Depuis la paix de Ryswick en 1697, la diplomatie européenne s’employait à régler les problèmes de cette succession. Il y avait de nombreux compétiteurs, les deux principaux étant Louis XIV et l’empereur Léopold Ier, tous deux petits-fils de Philippe III d’Espagne, tous deux époux de sœurs de Charles II. Louis XIV et la reine Marie-Thérèse avaient bien jadis renoncé à leurs droits, mais cette renonciation, subordonnée à des clauses qui n’avaient pas été respectées, était considérée comme nulle.

L’Angleterre et les Provinces-Unies surveillaient attentivement les projets de règlement, car, si un Habsbourg de Vienne était désigné, c’était l’empire de Charles Quint reconstitué, situation menaçante pour l’équilibre européen, si cher à l’Angleterre, dangereuse pour les Provinces-Unies et aussi pour le pape, qui voyait déjà les forces impériales installées en Italie, aux portes de Rome. Si, par contre, un Bourbon régnait en Espagne, c’était le commerce anglais et hollandais menacé en Méditerranée et en Amérique espagnole.
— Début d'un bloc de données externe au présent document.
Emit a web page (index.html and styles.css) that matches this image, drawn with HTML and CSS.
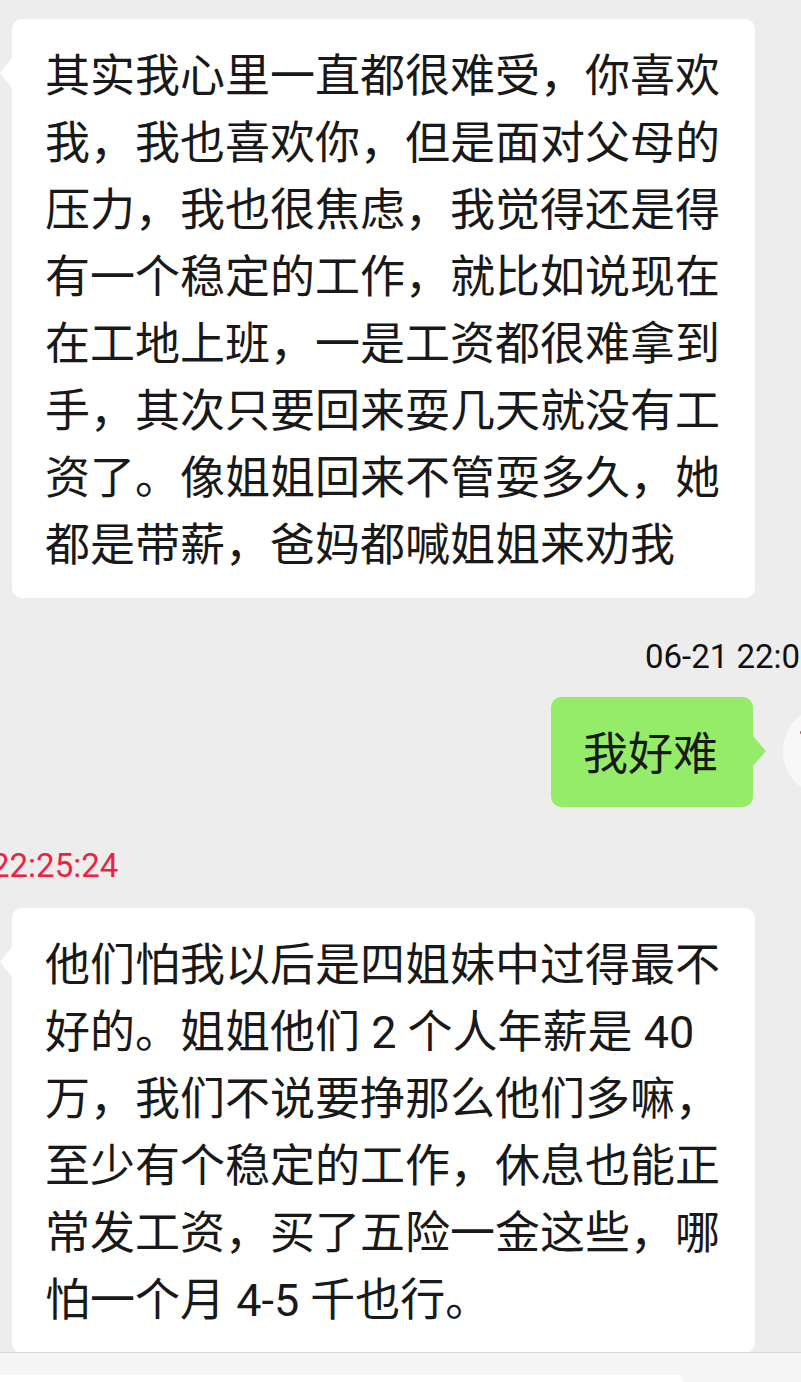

Louis XIV, pour apaiser les craintes des Anglais et les Hollandais, signa un accord provisoire à La Haye (oct. 1698), qui démantelait l’Empire espagnol en attribuant diverses possessions aux Bourbons, aux Habsbourg d’Allemagne et au prince électoral de Bavière. À Madrid, cette solution se heurta au patriotisme des Espagnols et provoqua indignation et fureur. Aussi Charles II, désireux de préserver l’unité territoriale de sa monarchie, désigna-t-il pour unique héritier le prince bavarois, seul susceptible de recueillir la totalité de l’héritage espagnol sans alarmer l’Europe (nov. 1698).